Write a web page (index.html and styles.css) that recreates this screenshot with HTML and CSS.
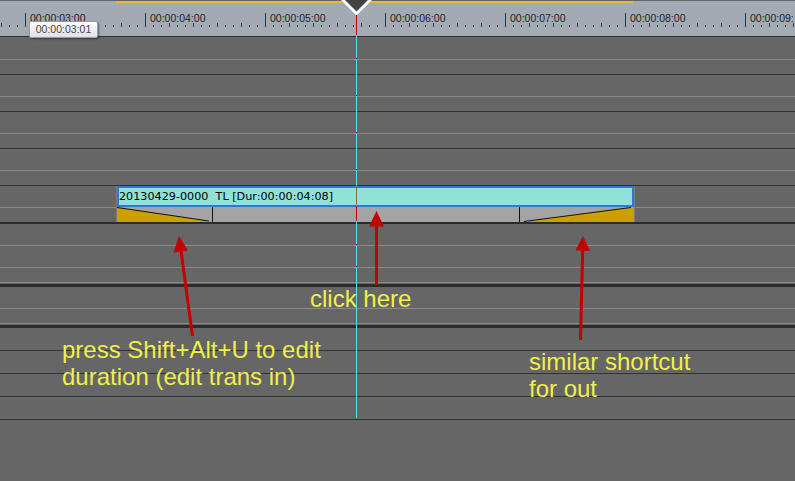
FILE: index.html
```html
<!DOCTYPE html>
<html lang="en">
<head>
  <meta charset="UTF-8">
  <meta name="viewport" content="width=device-width, initial-scale=1.0">
  <title>Timeline - trans in</title>
  <link rel="stylesheet" href="styles.css">
</head>
<body>
  <div class="editor">
    <div class="ruler">
      <div class="ruler-range"></div>
      <div class="ruler-scale">
        <div class="sec"></div>
        <div class="sec"><span>00:00:03:00</span></div>
        <div class="sec"><span>00:00:04:00</span></div>
        <div class="sec"><span>00:00:05:00</span></div>
        <div class="sec"><span>00:00:06:00</span></div>
        <div class="sec"><span>00:00:07:00</span></div>
        <div class="sec"><span>00:00:08:00</span></div>
        <div class="sec sec-last"><span>00:00:09:</span></div>
      </div>
    </div>
    <div class="time-tip">00:00:03:01</div>

    <div class="tracks">
      <div class="track track-first">
        <div class="lane"></div>
        <div class="lane lane-sub"></div>
      </div>
      <div class="track">
        <div class="lane"></div>
        <div class="lane lane-sub"></div>
      </div>
      <div class="track">
        <div class="lane"></div>
        <div class="lane lane-sub"></div>
      </div>
      <div class="track">
        <div class="lane"></div>
        <div class="lane lane-sub"></div>
      </div>

      <!-- pista con el clip -->
      <div class="track track-clip">
        <div class="lane"></div>
        <div class="lane lane-sub"></div>
        <div class="clip">
          <div class="clip-body">20130429-0000&nbsp; TL [Dur:00:00:04:08]</div>
          <div class="clip-trans">
            <div class="trans-in">
              <svg width="95" height="15" viewBox="0 0 95 15">
                <polygon points="0,0 0,15 93,15" fill="#c9a100"/>
                <line x1="0" y1="0.5" x2="92" y2="14" stroke="#111" stroke-width="1"/>
              </svg>
            </div>
            <div class="trans-mid"></div>
            <div class="trans-out">
              <svg width="114" height="15" viewBox="0 0 114 15">
                <polygon points="4,15 111,0 114,0 114,15" fill="#c9a100"/>
                <line x1="4" y1="14.5" x2="111" y2="0.5" stroke="#111" stroke-width="1"/>
              </svg>
            </div>
          </div>
        </div>
      </div>

      <div class="track track-group">
        <div class="lane"></div>
        <div class="lane"></div>
        <div class="lane lane-sub"></div>
      </div>
      <div class="track track-group">
        <div class="lane"></div>
        <div class="lane lane-sub"></div>
      </div>

      <div class="track track-thin"></div>
      <div class="track track-thin"></div>
      <div class="track track-thin"></div>
      <div class="track track-thin"></div>
    </div>

    <div class="note note-click">click here</div>
    <div class="note note-in">press Shift+Alt+U to edit<br>duration (edit trans in)</div>
    <div class="note note-out">similar shortcut<br>for out</div>

    <svg class="overlay" width="795" height="481" viewBox="0 0 795 481">
      <!-- cursor de reproduccion -->
      <polygon points="341,0 372,0 356.5,15.5" fill="#fff"/>
      <polygon points="345,0 368,0 356.5,11.5" fill="#434343"/>
      <rect x="356" y="15" width="1" height="20" fill="#c00000"/>
      <rect x="356" y="36" width="1" height="149" fill="#4fe6e6"/>
      <rect x="356" y="185" width="1" height="2" fill="#3fae6a"/>
      <rect x="356" y="187" width="1" height="17" fill="#7e6c44"/>
      <rect x="356" y="204" width="1" height="2" fill="#3fae6a"/>
      <rect x="356" y="206" width="1" height="15" fill="#c00000"/>
      <rect x="356" y="221" width="1" height="197" fill="#4fe6e6"/>
      <g fill="#b00000">
        <rect x="356" y="58" width="1" height="1"/>
        <rect x="356" y="95" width="1" height="1"/>
        <rect x="356" y="132" width="1" height="1"/>
        <rect x="356" y="169" width="1" height="1"/>
        <rect x="356" y="244" width="1" height="1"/>
        <rect x="356" y="266" width="1" height="1"/>
      </g>

      <!-- flechas -->
      <g stroke="#c40000" stroke-width="3" fill="none">
        <line x1="192.5" y1="336" x2="180.9" y2="250"/>
        <line x1="376.5" y1="285" x2="376.5" y2="225"/>
        <line x1="580.5" y1="340" x2="582.7" y2="249"/>
      </g>
      <g fill="#c40000">
        <polygon points="179,236 188,250.5 173.5,252.5"/>
        <polygon points="376.5,211 384,226.5 369,226.5"/>
        <polygon points="583,236 590,251 575.5,250.5"/>
      </g>
    </svg>
  </div>
</body>
</html>
```

FILE: styles.css
```css
html, body {
  margin: 0;
  padding: 0;
  background-color: #666;
  overflow: hidden;
}
.editor {
  position: relative;
  width: 795px;
  height: 481px;
  overflow: hidden;
  background-color: #666;
  font-family: "Liberation Sans", Arial, sans-serif;
}

/* regla de tiempo */
.ruler {
  height: 35px;
  border-bottom: 1px solid #2e2e2e;
  background-color: #a2abb4;
}
.ruler-range {
  margin-left: 116px;
  margin-top: 1px;
  width: 517px;
  height: 2px;
  background-color: #f2b33d;
}
.ruler-scale {
  display: flex;
  margin-top: 10px;
  margin-left: -95px;
  height: 14px;
}
.sec {
  flex: none;
  box-sizing: border-box;
  width: 120px;
  height: 14px;
  border-left: 1px solid #333;
  padding-left: 4px;
  background:
    repeating-linear-gradient(to right, #3a3a3a 0 1px, transparent 1px 24px) 23px 100% / 100% 4px no-repeat,
    repeating-linear-gradient(to right, #3a3a3a 0 1px, transparent 1px 8px) 7px 100% / 100% 2px no-repeat;
}
.sec-last {
  width: 50px;
}
.sec span {
  display: block;
  font-size: 10.5px;
  line-height: 10px;
  color: #222;
  white-space: nowrap;
}
.time-tip {
  position: absolute;
  left: 29px;
  top: 21px;
  z-index: 2;
  box-sizing: border-box;
  width: 69px;
  height: 17px;
  border: 1px solid #9c9c9c;
  border-radius: 2px;
  background: linear-gradient(#ffffff, #e0e0ea);
  box-shadow: 1px 1px 2px rgba(0, 0, 0, 0.45);
  font-size: 10.5px;
  line-height: 15px;
  text-align: center;
  color: #444;
}

/* pistas */
.track {
  border-bottom: 1px solid #333;
}
.lane {
  height: 21px;
  border-bottom: 1px solid #8a8a8a;
}
.lane-sub {
  height: 14px;
  border-bottom: none;
}
.track-first .lane:first-child {
  height: 22px;
}
.track-clip {
  position: relative;
  border-bottom: 2px solid #2c2c2c;
}
.track-group {
  border-bottom: 3px solid #2c2c2c;
}
.track-group .lane-sub {
  border-bottom: 1px solid #8a8a8a;
  margin-bottom: 1px;
}
.track-thin {
  height: 22px;
}

/* clip */
.clip {
  position: absolute;
  left: 116px;
  top: 0;
  width: 517px;
  height: 36px;
  border-left: 1px solid #7c7c7c;
  border-right: 1px solid #7c7c7c;
}
.clip-body {
  height: 17px;
  border: 2px solid #2a7ad6;
  background-color: #90e2d8;
  font-family: "DejaVu Sans", Verdana, sans-serif;
  font-size: 11.2px;
  line-height: 17px;
  color: #000;
  white-space: nowrap;
  overflow: hidden;
}
.clip-trans {
  display: flex;
  height: 15px;
  background-color: #a4a4a4;
}
.trans-in {
  width: 95px;
  border-right: 1px solid #111;
}
.trans-mid {
  flex: 1;
  border-right: 1px solid #111;
}
.trans-out {
  width: 114px;
}
.clip-trans svg {
  display: block;
}

/* notas */
.note {
  position: absolute;
  font-size: 24px;
  line-height: 27px;
  color: #f0f04a;
  white-space: nowrap;
}
.note-click {
  left: 310px;
  top: 285px;
}
.note-in {
  left: 62px;
  top: 336px;
}
.note-out {
  left: 529px;
  top: 348px;
}
.overlay {
  position: absolute;
  top: 0;
  left: 0;
  z-index: 3;
  pointer-events: none;
}
```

------------------------

## [TASK TO COMPLETE]
Reply with one number only, the count of lines above that hold the string "styles".

## [TASK RESPONSE]
3